Накануне того памятного дня мне позвонила жена Чичибабина Лиля и в полном смятении поведала о том, что Борису звонил Аверинцев и предлагал вместе с ним от Государственной премии отказаться.
Предполагаемый отказ, если мне не изменяет память, был протестно связан с происшедшими за несколько дней «до того» событиями в Вильнюсе, когда при штурме телебашни погибли люди. «Не мог бы ты, Володя, поговорить завтра с Аверинцевым? Боря не хочет отказываться от премии».

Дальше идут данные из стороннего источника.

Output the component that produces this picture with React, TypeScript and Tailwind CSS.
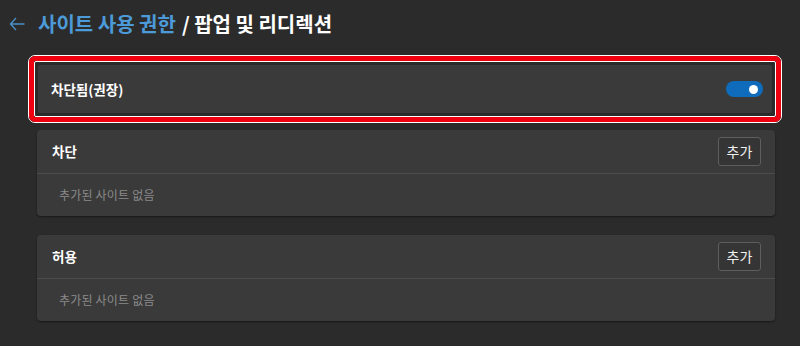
import React from 'react';

const font = { fontFamily: '"Noto Sans CJK KR", "Noto Sans", sans-serif' };

function SiteListCard({ title }: { title: string }) {
  return (
    <div className="ml-[37px] w-[738px] rounded-[4px] bg-[#3a3a3a] shadow-[0_1px_2px_rgba(0,0,0,0.45)]">
      <div className="flex h-[43px] items-center justify-between pl-[15px] pr-[14px]">
        <span className="text-[13.5px] font-bold text-white">{title}</span>
        <button className="flex h-[29px] w-[43px] items-center justify-center rounded-[3px] border border-[#5e5e5e] bg-[#353535] text-[14px] text-[#f0f0f0]">
          추가
        </button>
      </div>
      <div className="h-px bg-[#4c4c4c]" />
      <div className="flex h-[42px] items-center pl-[22px]">
        <span className="text-[12px] tracking-[0.2px] text-[#8a8a8a]">추가된 사이트 없음</span>
      </div>
    </div>
  );
}

export default function App() {
  return (
    <div className="h-[346px] w-[800px] overflow-hidden bg-[#2b2b2b]" style={font}>
      {/* Header */}
      <div className="flex h-[46px] items-center pl-[9px] pt-[2px]">
        <svg width="16" height="14" viewBox="0 0 16 14" className="mr-[13px]">
          <path d="M7 1 L1.5 7 L7 13 M1.5 7 H15.5" fill="none" stroke="#4a90c9" strokeWidth="1.3" />
        </svg>
        <span className="text-[20px] font-bold text-[#4c9ad8]">사이트 사용 권한</span>
        <span className="ml-[6px] text-[20px] font-bold text-white">/ 팝업 및 리디렉션</span>
      </div>

      {/* Highlighted blocked toggle */}
      <div className="ml-[28px] mt-[9px] w-[754px] rounded-[7px] border border-white">
        <div className="rounded-[6px] border-[5px] border-[#ee0010]">
          <div className="rounded-[2px] border border-white p-[2px]">
            <div className="flex h-[50px] items-center justify-between rounded-[3px] border border-[#2a2a2a] bg-[#3a3a3a] pl-[13px] pr-[9px]">
              <span className="text-[13.5px] font-bold text-white">차단됨(권장)</span>
              <div className="flex h-[16px] w-[37px] items-center justify-end rounded-full bg-[#0f6cbd] pr-[5px]">
                <div className="h-[9px] w-[9px] rounded-full bg-white" />
              </div>
            </div>
          </div>
        </div>
      </div>

      <div className="mt-[7px]">
        <SiteListCard title="차단" />
      </div>
      <div className="mt-[19px]">
        <SiteListCard title="허용" />
      </div>
    </div>
  );
}
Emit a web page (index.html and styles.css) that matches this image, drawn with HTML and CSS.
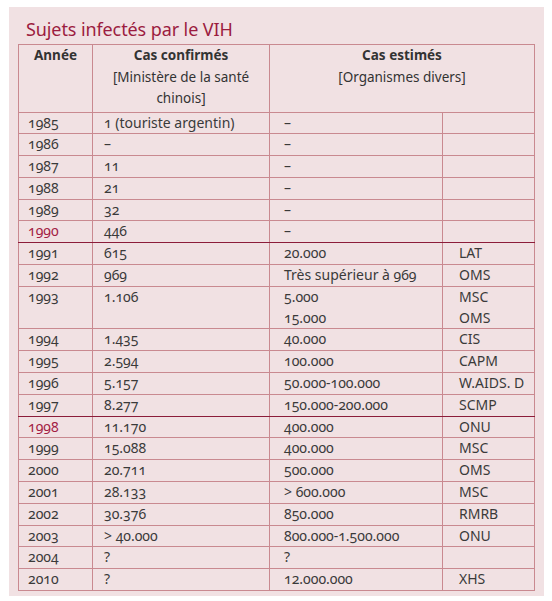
FILE: index.html
```html
<!DOCTYPE html>
<html lang="fr">
<head>
<meta charset="utf-8">
<title>Sujets infectés par le VIH</title>
<link rel="stylesheet" href="styles.css">
</head>
<body>
<div class="panel">
  <h1 class="title">Sujets infectés par le VIH</h1>
  <table class="data">
    <colgroup>
      <col class="c-year">
      <col class="c-conf">
      <col class="c-est">
      <col class="c-src">
    </colgroup>
    <thead>
      <tr>
        <th class="h-year">Année</th>
        <th class="h-conf">Cas confirmés<br><span class="sub">[Ministère de la santé<br>chinois]</span></th>
        <th class="h-est" colspan="2">Cas estimés<br><span class="sub">[Organismes divers]</span></th>
      </tr>
    </thead>
    <tbody>
      <tr><td class="year">1985</td><td class="conf">1 (touriste argentin)</td><td class="est">–</td><td class="src"></td></tr>
      <tr><td class="year">1986</td><td class="conf">–</td><td class="est">–</td><td class="src"></td></tr>
      <tr><td class="year">1987</td><td class="conf">11</td><td class="est">–</td><td class="src"></td></tr>
      <tr><td class="year">1988</td><td class="conf">21</td><td class="est">–</td><td class="src"></td></tr>
      <tr><td class="year">1989</td><td class="conf">32</td><td class="est">–</td><td class="src"></td></tr>
      <tr class="mark"><td class="year hl">1990</td><td class="conf">446</td><td class="est">–</td><td class="src"></td></tr>
      <tr><td class="year">1991</td><td class="conf">615</td><td class="est">20.000</td><td class="src">LAT</td></tr>
      <tr><td class="year">1992</td><td class="conf">969</td><td class="est">Très supérieur à 969</td><td class="src">OMS</td></tr>
      <tr><td class="year">1993</td><td class="conf">1.106</td><td class="est">5.000<br>15.000</td><td class="src">MSC<br>OMS</td></tr>
      <tr><td class="year">1994</td><td class="conf">1.435</td><td class="est">40.000</td><td class="src">CIS</td></tr>
      <tr><td class="year">1995</td><td class="conf">2.594</td><td class="est">100.000</td><td class="src">CAPM</td></tr>
      <tr><td class="year">1996</td><td class="conf">5.157</td><td class="est">50.000-100.000</td><td class="src">W.AIDS. D</td></tr>
      <tr class="mark"><td class="year">1997</td><td class="conf">8.277</td><td class="est">150.000-200.000</td><td class="src">SCMP</td></tr>
      <tr><td class="year hl">1998</td><td class="conf">11.170</td><td class="est">400.000</td><td class="src">ONU</td></tr>
      <tr><td class="year">1999</td><td class="conf">15.088</td><td class="est">400.000</td><td class="src">MSC</td></tr>
      <tr><td class="year">2000</td><td class="conf">20.711</td><td class="est">500.000</td><td class="src">OMS</td></tr>
      <tr><td class="year">2001</td><td class="conf">28.133</td><td class="est">&gt; 600.000</td><td class="src">MSC</td></tr>
      <tr><td class="year">2002</td><td class="conf">30.376</td><td class="est">850.000</td><td class="src">RMRB</td></tr>
      <tr><td class="year">2003</td><td class="conf">&gt; 40.000</td><td class="est">800.000-1.500.000</td><td class="src">ONU</td></tr>
      <tr><td class="year">2004</td><td class="conf">?</td><td class="est">?</td><td class="src"></td></tr>
      <tr><td class="year">2010</td><td class="conf">?</td><td class="est">12.000.000</td><td class="src">XHS</td></tr>
    </tbody>
  </table>
</div>
</body>
</html>
```

FILE: styles.css
```css
html, body {
  margin: 0;
  padding: 0;
  background: #ffffff;
}

body {
  font-family: "Noto Sans", "Open Sans", sans-serif;
  font-variant-numeric: oldstyle-nums;
  color: #3a3a3a;
}

.panel {
  margin: 7px 0 0 9px;
  width: 535px;
  height: 589px;
  box-sizing: border-box;
  padding: 10px 10px 5px 9px;
  background: #f1e1e3;
}

.title {
  margin: 0 0 3px 0;
  padding-left: 8px;
  font-size: 18px;
  line-height: 24px;
  font-weight: 400;
  letter-spacing: -0.1px;
  color: #9c1c40;
}

.data {
  border-collapse: collapse;
  table-layout: fixed;
  width: 516px;
  font-size: 14px;
}

.c-year { width: 74px; }
.c-conf { width: 177px; }
.c-est { width: 173px; }
.c-src { width: 92px; }

.data th,
.data td {
  border: 1px solid #c98990;
  padding: 0;
}

.data th {
  font-size: 13.5px;
  font-weight: 700;
  text-align: center;
  vertical-align: top;
  line-height: 21.5px;
  padding-bottom: 2px;
  color: #333333;
}

.data th .sub {
  font-weight: 400;
}

.data td {
  line-height: 20.8px;
  vertical-align: top;
  white-space: nowrap;
}

.year { padding-left: 9px !important; }
.conf { padding-left: 11px !important; }
.est { padding-left: 14px !important; }
.src { padding-left: 16px !important; }

.hl { color: #a31d45; }

.data tr.mark td {
  border-bottom: 1.5px solid #8c1c3a;
}
```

Я подошел к Сергею Сергеевичу минут, наверное, за десять до начала торжеств по вручению премий, на которых и предполагалось на виду у публики, заполнившей Свердловский зал, прилюдно и прителевизионно отказаться от премии.
Меня, помню, поразила в Сергее Сергеевиче манера говорить: мягкая, с ходу выдававшая интеллигента и напоминавшая манеру общаться Андрея Дмитриевича Сахарова. Сергей Сергеевич слушал меня внимательно, чуть-чуть наклонившись, поскольку был явно выше меня ростом. Выслушав, успокоил: «Мы решили от премии не отказываться». Об этом я тут же сообщил Чичибабину, хотя он, по всей видимости, уже знал об этом.

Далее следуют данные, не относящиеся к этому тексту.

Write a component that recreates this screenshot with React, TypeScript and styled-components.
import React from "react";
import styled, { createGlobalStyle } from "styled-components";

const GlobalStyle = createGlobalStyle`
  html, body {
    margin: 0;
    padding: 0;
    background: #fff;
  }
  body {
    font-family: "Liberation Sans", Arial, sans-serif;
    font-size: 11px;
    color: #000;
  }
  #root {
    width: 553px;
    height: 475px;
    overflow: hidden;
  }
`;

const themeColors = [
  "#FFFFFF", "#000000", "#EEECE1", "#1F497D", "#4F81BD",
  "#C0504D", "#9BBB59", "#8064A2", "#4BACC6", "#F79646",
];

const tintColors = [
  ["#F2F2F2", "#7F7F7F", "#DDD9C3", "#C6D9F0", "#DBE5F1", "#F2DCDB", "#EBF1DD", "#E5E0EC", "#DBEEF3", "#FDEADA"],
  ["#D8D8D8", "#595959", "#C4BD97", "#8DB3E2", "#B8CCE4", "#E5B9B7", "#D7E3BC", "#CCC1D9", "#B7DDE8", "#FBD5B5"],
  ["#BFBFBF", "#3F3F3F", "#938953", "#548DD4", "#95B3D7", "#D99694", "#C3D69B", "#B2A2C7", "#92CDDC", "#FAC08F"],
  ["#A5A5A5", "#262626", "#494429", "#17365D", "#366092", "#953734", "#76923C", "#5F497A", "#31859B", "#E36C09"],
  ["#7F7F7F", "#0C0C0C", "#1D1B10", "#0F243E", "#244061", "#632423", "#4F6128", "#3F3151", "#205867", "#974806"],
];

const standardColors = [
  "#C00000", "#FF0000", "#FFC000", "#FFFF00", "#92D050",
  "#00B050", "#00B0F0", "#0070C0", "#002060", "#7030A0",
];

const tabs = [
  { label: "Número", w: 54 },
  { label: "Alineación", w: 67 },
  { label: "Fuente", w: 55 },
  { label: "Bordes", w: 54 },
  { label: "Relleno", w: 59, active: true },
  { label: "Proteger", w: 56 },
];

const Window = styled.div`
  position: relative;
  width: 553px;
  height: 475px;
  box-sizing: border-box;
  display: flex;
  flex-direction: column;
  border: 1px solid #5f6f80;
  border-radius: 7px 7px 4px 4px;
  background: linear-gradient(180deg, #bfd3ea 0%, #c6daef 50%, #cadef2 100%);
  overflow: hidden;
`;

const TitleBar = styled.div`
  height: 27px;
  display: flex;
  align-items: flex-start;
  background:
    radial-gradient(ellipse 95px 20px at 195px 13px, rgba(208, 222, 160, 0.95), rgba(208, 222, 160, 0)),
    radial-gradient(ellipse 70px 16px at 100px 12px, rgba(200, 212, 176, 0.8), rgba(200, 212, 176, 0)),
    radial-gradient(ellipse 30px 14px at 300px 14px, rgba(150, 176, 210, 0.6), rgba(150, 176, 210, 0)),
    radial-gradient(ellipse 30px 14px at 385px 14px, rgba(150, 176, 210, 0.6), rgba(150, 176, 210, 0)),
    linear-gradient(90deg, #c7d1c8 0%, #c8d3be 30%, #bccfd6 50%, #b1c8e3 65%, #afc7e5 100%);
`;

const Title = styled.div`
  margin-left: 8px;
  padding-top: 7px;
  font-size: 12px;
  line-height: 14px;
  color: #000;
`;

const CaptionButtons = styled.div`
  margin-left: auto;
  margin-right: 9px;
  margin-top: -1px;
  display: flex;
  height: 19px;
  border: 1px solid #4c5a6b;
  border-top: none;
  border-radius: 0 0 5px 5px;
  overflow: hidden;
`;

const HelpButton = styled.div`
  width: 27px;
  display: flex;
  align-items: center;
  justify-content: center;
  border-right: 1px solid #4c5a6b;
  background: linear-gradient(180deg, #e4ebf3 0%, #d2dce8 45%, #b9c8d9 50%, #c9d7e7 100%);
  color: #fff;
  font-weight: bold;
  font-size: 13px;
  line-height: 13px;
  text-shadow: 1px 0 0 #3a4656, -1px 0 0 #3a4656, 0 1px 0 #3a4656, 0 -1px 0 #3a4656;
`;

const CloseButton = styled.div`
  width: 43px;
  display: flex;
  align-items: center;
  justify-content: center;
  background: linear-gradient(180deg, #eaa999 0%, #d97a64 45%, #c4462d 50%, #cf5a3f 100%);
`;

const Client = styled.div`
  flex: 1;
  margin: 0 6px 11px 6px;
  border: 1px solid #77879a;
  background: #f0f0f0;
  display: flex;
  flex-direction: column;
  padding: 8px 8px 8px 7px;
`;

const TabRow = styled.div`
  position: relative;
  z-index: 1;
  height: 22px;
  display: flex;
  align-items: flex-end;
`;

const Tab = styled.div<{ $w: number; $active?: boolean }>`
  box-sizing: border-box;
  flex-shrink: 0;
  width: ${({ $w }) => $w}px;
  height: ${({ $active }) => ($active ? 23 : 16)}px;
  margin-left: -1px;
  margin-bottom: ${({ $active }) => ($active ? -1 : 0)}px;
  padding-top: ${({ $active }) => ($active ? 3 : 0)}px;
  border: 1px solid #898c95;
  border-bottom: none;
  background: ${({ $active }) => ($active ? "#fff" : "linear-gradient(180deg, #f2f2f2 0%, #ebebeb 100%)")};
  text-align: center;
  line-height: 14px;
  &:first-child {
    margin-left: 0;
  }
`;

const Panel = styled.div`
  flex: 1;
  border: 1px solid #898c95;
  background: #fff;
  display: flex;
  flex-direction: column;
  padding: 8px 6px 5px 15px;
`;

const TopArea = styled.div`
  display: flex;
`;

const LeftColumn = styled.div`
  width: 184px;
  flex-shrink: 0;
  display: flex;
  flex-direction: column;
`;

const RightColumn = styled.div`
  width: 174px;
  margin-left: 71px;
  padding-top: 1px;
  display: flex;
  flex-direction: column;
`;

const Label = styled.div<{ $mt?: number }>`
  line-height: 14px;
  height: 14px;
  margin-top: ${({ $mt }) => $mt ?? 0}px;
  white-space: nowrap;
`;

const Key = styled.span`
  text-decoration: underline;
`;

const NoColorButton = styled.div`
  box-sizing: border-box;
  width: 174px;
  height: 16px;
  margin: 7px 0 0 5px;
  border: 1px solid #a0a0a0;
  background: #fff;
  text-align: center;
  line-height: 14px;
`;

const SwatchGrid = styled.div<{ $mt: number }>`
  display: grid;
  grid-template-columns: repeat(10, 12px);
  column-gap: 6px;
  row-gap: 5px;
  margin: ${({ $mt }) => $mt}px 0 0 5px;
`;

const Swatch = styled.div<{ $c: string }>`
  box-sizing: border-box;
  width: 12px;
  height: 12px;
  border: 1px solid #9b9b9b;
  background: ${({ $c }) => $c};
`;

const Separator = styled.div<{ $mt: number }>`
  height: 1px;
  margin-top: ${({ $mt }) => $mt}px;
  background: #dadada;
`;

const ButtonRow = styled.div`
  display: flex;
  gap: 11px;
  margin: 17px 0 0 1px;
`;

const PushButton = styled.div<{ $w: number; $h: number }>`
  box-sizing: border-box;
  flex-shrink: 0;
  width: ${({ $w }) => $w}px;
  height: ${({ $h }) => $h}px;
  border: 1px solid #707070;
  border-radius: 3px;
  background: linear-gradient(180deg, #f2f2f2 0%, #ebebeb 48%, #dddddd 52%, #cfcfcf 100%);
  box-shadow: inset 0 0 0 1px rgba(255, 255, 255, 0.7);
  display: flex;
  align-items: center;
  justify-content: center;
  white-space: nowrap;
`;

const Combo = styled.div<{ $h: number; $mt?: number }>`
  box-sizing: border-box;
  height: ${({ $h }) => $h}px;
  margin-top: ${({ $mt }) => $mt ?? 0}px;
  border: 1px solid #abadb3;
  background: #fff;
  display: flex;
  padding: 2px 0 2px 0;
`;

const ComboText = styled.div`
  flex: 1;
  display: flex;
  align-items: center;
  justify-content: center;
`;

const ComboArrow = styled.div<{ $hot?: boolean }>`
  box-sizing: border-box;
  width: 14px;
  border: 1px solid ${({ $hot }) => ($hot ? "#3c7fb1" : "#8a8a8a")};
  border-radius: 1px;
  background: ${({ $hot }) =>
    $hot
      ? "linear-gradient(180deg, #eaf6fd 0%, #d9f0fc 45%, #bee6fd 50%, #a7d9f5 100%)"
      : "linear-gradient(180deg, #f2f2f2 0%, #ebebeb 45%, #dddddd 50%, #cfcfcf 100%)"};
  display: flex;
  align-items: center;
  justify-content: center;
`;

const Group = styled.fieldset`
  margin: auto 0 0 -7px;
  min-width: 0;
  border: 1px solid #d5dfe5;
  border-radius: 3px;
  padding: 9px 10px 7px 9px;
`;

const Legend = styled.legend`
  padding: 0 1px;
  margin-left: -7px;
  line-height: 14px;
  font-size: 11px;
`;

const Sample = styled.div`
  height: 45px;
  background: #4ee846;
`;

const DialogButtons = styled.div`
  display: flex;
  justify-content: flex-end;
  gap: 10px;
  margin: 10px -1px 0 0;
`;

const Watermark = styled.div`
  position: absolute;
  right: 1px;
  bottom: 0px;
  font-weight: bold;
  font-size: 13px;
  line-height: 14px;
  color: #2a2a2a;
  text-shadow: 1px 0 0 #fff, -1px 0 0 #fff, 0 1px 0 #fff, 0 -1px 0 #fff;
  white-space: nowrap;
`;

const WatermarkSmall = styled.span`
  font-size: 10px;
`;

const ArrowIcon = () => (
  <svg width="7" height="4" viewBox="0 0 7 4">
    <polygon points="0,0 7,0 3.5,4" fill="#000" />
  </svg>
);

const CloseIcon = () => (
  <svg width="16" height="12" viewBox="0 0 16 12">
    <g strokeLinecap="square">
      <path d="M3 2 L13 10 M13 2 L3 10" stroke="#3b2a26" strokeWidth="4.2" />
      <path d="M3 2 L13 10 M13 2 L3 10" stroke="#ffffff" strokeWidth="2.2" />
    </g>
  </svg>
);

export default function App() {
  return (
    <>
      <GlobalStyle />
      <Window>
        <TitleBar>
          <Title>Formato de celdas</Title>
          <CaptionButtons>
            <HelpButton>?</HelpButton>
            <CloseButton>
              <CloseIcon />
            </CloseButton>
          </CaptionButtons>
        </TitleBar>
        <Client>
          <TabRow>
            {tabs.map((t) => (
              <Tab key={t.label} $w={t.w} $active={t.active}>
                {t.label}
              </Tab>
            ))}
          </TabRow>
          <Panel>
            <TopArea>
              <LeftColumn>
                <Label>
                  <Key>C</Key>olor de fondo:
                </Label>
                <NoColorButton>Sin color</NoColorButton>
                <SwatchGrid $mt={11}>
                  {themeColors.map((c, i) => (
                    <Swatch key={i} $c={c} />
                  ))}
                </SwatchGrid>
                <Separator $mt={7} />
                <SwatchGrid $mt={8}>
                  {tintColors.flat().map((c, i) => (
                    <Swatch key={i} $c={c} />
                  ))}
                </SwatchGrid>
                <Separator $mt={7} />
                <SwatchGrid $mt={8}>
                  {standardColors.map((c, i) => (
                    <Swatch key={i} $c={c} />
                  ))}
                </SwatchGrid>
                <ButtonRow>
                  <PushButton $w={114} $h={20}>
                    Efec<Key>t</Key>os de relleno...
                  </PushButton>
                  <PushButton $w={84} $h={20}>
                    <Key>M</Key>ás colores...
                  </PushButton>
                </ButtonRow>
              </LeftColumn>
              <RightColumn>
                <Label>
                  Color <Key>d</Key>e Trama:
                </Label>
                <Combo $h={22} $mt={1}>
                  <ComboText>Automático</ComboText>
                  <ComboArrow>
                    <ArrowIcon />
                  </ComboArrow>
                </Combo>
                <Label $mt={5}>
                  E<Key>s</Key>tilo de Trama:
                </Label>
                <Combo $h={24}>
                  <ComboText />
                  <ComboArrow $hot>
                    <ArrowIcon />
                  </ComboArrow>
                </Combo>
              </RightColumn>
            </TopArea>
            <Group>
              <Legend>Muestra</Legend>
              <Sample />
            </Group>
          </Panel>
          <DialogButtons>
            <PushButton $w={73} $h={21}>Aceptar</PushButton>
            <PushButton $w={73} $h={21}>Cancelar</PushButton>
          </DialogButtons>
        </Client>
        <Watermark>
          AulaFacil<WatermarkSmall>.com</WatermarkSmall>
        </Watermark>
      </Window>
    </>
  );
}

Борис Алексеевич в своем благодарственном слове не преминул, однако, заметить, что считает эту премию не государственной, вручаемой морально обанкротившимся государством, а народной, врученной ему бедствующим народом. Чем вызвал сильный переполох у присутствовавшего начальства. Тотчас после Чичибабина слово взял тогдашний министр культуры Губенко, постаравшийся выступление Чичибабина как-то пригладить...
Вот, собственно говоря, и все, что я вспомнил в связи с горестным сообщением о смерти совсем еще не старого человека, прожившего яркую, насыщенную и, главное, честную жизнь.
Похоронен Сергей Сергеевич Аверинцев будет, согласно его завещанию, на Даниловском, совсем не престижном, кладбище Москвы.